## Start

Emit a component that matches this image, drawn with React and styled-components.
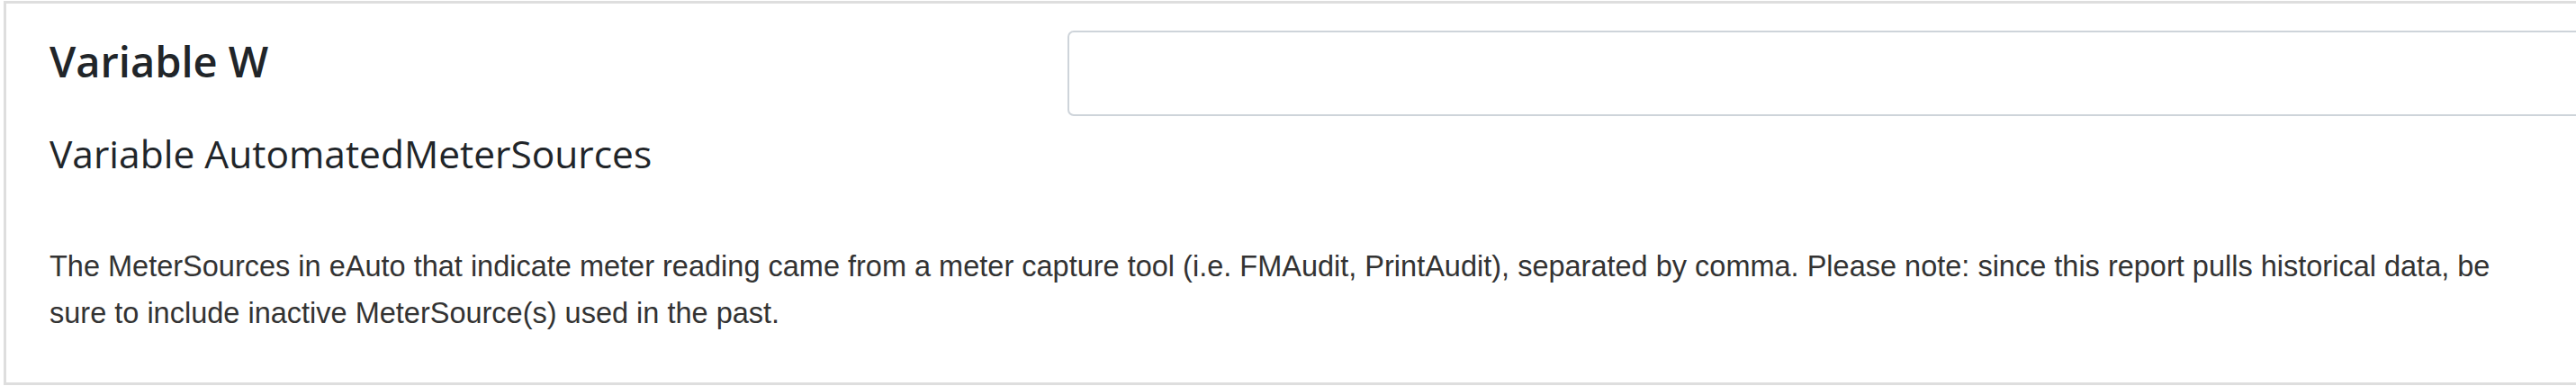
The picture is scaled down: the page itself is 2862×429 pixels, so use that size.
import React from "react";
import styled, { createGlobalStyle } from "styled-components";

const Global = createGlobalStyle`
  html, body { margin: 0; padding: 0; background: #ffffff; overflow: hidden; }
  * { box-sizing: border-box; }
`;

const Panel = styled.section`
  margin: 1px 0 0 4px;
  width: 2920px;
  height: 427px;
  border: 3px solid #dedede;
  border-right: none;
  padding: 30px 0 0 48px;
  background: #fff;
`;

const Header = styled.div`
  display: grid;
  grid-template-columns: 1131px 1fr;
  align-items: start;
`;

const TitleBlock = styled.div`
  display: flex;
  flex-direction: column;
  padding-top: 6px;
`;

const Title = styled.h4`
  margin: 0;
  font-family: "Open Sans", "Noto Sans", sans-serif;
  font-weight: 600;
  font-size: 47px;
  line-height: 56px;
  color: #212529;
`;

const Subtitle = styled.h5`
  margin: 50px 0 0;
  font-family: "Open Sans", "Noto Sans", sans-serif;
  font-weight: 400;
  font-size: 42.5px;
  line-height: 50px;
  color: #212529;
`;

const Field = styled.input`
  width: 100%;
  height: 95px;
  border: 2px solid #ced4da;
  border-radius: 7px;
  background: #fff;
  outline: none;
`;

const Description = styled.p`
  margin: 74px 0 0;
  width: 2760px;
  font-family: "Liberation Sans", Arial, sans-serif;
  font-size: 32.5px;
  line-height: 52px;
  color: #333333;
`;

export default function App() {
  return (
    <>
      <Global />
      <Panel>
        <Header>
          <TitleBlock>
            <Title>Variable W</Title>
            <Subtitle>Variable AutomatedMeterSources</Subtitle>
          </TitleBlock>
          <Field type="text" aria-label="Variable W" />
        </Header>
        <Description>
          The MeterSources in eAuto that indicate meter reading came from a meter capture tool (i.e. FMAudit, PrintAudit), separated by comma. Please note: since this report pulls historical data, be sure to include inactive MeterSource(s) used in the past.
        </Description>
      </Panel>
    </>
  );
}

## End

## Aim
Your task is to repeat the data above exactly while excluding the pictures.

## Written solution
Emit a component that matches this image, drawn with React and styled-components.
The picture is scaled down: the page itself is 2862×429 pixels, so use that size.
import React from "react";
import styled, { createGlobalStyle } from "styled-components";

const Global = createGlobalStyle`
  html, body { margin: 0; padding: 0; background: #ffffff; overflow: hidden; }
  * { box-sizing: border-box; }
`;

const Panel = styled.section`
  margin: 1px 0 0 4px;
  width: 2920px;
  height: 427px;
  border: 3px solid #dedede;
  border-right: none;
  padding: 30px 0 0 48px;
  background: #fff;
`;

const Header = styled.div`
  display: grid;
  grid-template-columns: 1131px 1fr;
  align-items: start;
`;

const TitleBlock = styled.div`
  display: flex;
  flex-direction: column;
  padding-top: 6px;
`;

const Title = styled.h4`
  margin: 0;
  font-family: "Open Sans", "Noto Sans", sans-serif;
  font-weight: 600;
  font-size: 47px;
  line-height: 56px;
  color: #212529;
`;

const Subtitle = styled.h5`
  margin: 50px 0 0;
  font-family: "Open Sans", "Noto Sans", sans-serif;
  font-weight: 400;
  font-size: 42.5px;
  line-height: 50px;
  color: #212529;
`;

const Field = styled.input`
  width: 100%;
  height: 95px;
  border: 2px solid #ced4da;
  border-radius: 7px;
  background: #fff;
  outline: none;
`;

const Description = styled.p`
  margin: 74px 0 0;
  width: 2760px;
  font-family: "Liberation Sans", Arial, sans-serif;
  font-size: 32.5px;
  line-height: 52px;
  color: #333333;
`;

export default function App() {
  return (
    <>
      <Global />
      <Panel>
        <Header>
          <TitleBlock>
            <Title>Variable W</Title>
            <Subtitle>Variable AutomatedMeterSources</Subtitle>
          </TitleBlock>
          <Field type="text" aria-label="Variable W" />
        </Header>
        <Description>
          The MeterSources in eAuto that indicate meter reading came from a meter capture tool (i.e. FMAudit, PrintAudit), separated by comma. Please note: since this report pulls historical data, be sure to include inactive MeterSource(s) used in the past.
        </Description>
      </Panel>
    </>
  );
}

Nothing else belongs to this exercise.